Lately, I've been getting strange suggestions from members of the family. "Dad, base jumping could be a lot of fun for you." "Free climbing is the ultimate thrill--you should try it." "Come on, Dad, three Big Macs are good for you--have you ever tried melting cheese on those fries? They're great."

What should I make of all this? · Jul 11 at 1:44pm

Eat your greens.

Rob Long

Tabula Rasa, there is that moment, isn't there? When you add it all up -- the house, the car, the insurance -- and you think, "Wow. I'm more valuable as a lifeless corpse."

So, my advice, teach your kids a lesson: tell them you've signed a living will -- one of those Advanced Health Care Directives -- that instructs them to do whatever it takes to keep you alive, under any circumstances. Tell them you want all of the machines, the advanced stuff, the pumps and centrifuges, all of it. Spare no expense! is what you should shout at them. I don't care if I'm brain dead! I want it all!

That should scare the little monsters. They'll be falling all over themselves making sure you don't stroke out one day and end up lying in a hospital bed somewhere, spending their inheritance.

EJHill
Joined
May '10
EJHill

Rob, the definitive line has already been written by Frances Goodich, Albert Hackett and Frank Capra.

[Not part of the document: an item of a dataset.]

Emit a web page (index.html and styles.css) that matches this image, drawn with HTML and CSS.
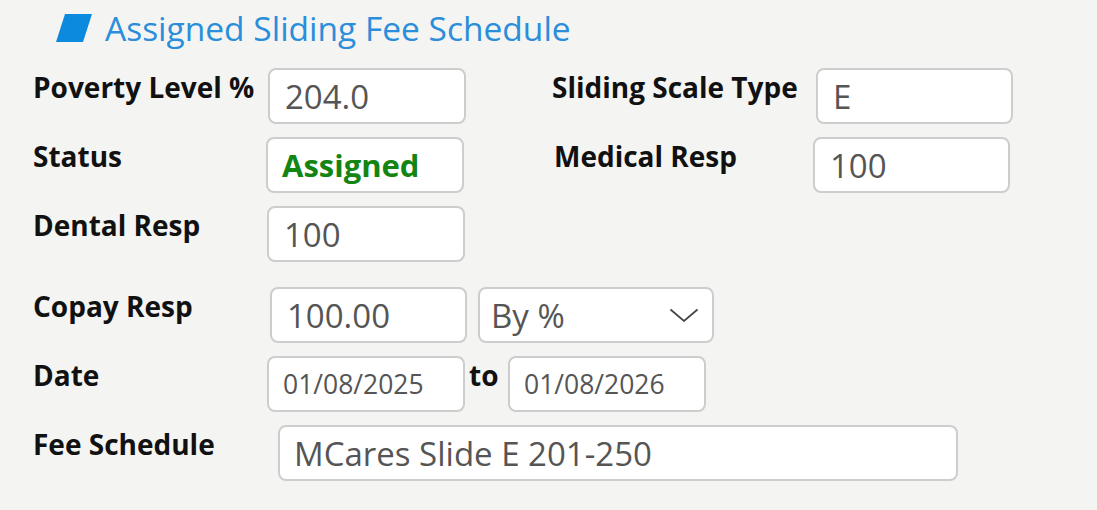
FILE: index.html
```html
<!DOCTYPE html>
<html>
<head>
<meta charset="utf-8">
<link rel="stylesheet" href="styles.css">
</head>
<body>
<div class="panel">
  <h2 class="title">
    <svg class="title-icon" width="38" height="30" viewBox="0 0 38 30"><polygon points="10,1 37,1 28,29 1,29" fill="#0b8ade"/></svg>
    <span>Assigned Sliding Fee Schedule</span>
  </h2>

  <div class="form">
    <div class="row">
      <div class="lbl">Poverty Level %</div>
      <div class="field field-pov">204.0</div>
      <div class="lbl lbl-right">Sliding Scale Type</div>
      <div class="field field-right">E</div>
    </div>

    <div class="row">
      <div class="lbl">Status</div>
      <div class="field field-status">Assigned</div>
      <div class="lbl lbl-right lbl-med">Medical Resp</div>
      <div class="field field-right">100</div>
    </div>

    <div class="row">
      <div class="lbl">Dental Resp</div>
      <div class="field">100</div>
    </div>

    <div class="row row-copay">
      <div class="lbl">Copay Resp</div>
      <div class="field field-copay">100.00</div>
      <div class="field select">
        <span>By %</span>
        <svg class="chev" width="30" height="14" viewBox="0 0 30 14"><polyline points="1.5,1.5 15,13 28.5,1.5" fill="none" stroke="#444" stroke-width="1.7"/></svg>
      </div>
    </div>

    <div class="row">
      <div class="lbl">Date</div>
      <div class="field field-date">01/08/2025</div>
      <div class="to">to</div>
      <div class="field field-date">01/08/2026</div>
    </div>

    <div class="row">
      <div class="lbl">Fee Schedule</div>
      <div class="field field-fee">MCares Slide E 201-250</div>
    </div>
  </div>
</div>
</body>
</html>
```

FILE: styles.css
```css
html, body {
  margin: 0;
  padding: 0;
  background: #f4f4f2;
}

.panel {
  font-family: "Open Sans", "Noto Sans", sans-serif;
  padding: 0 0 0 33px;
  width: 1064px;
  height: 510px;
  overflow: hidden;
}

.title {
  display: flex;
  align-items: center;
  margin: 0 0 0 22px;
  height: 55px;
  box-sizing: border-box;
  font-weight: 400;
  font-size: 33.5px;
  color: #2a8edb;
  gap: 12px;
}

.title-icon {
  flex: none;
}

.form {
  display: flex;
  flex-direction: column;
  gap: 13px;
  margin-top: 13px;
}

.row {
  display: flex;
  align-items: flex-start;
  height: 56px;
}

.row-copay {
  margin-top: 12px;
}

.lbl {
  width: 234px;
  flex: none;
  font-weight: 700;
  font-size: 28px;
  line-height: 38px;
  color: #111;
}

.lbl-right {
  width: 264px;
  margin-left: 86px;
}

.lbl-med {
  margin-left: 90px;
  width: 259px;
}

.field {
  box-sizing: border-box;
  width: 198px;
  height: 56px;
  border: 2px solid #cdcdcd;
  border-radius: 8px;
  background: #fff;
  display: flex;
  align-items: center;
  padding-left: 15px;
  font-size: 33px;
  color: #555;
  flex: none;
}

.field-pov {
  margin-left: 1px;
}

.field-right {
  width: 197px;
}

.field-status {
  margin-left: -1px;
  color: #138513;
  font-weight: 700;
  font-size: 31px;
  padding-left: 14px;
}

.field-copay {
  margin-left: 3px;
  width: 197px;
}

.select {
  width: 236px;
  margin-left: 11px;
  padding-left: 11px;
  padding-right: 13px;
  justify-content: space-between;
}

.chev {
  flex: none;
}

.field-date {
  font-size: 26.5px;
  padding-left: 14px;
}

.to {
  font-weight: 700;
  font-size: 28px;
  line-height: 38px;
  color: #111;
  width: 43px;
  padding-left: 4px;
  box-sizing: border-box;
}

.field-fee {
  width: 680px;
  margin-left: 11px;
  padding-left: 14px;
  font-size: 33px;
}
```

Remember the scene in It's a Wonderful Life when Jimmy Stewart tries to borrow against his life insurance policy? Lionel Barrymore sneers at him, "Why, George Bailey, you're worth more dead than alive!"

Who hasn't lived that moment?

tabula rasa
Joined
Jun '10
tabula rasa

Rob Long: Tabula Rasa, there is that moment, isn't there? When you add it all up -- the house, the car, the insurance -- and you think, "Wow. I'm more valuable as a lifeless corpse."

So, my advice, teach your kids a lesson: tell them you've signed a living will -- one of those Advanced Health Care Directives -- that instructs them to do whatever it takes to keep you alive, under any circumstances. Tell them you want all of the machines, the advanced stuff, the pumps and centrifuges, all of it. Spare no expense! is what you should shout at them. I don't care if I'm brain dead! I want it all!

That should scare the little monsters. They'll be falling all over themselves making sure you don't stroke out one day and end up lying in a hospital bed somewhere, spending their inheritance. · Jul 11 at 11:22pm

Thanks for the advice. My Dad, who died last year, said that his greatest hope was to spend his last dollar and then fall over dead. He was far too prudent to really do that, but I always liked the thought.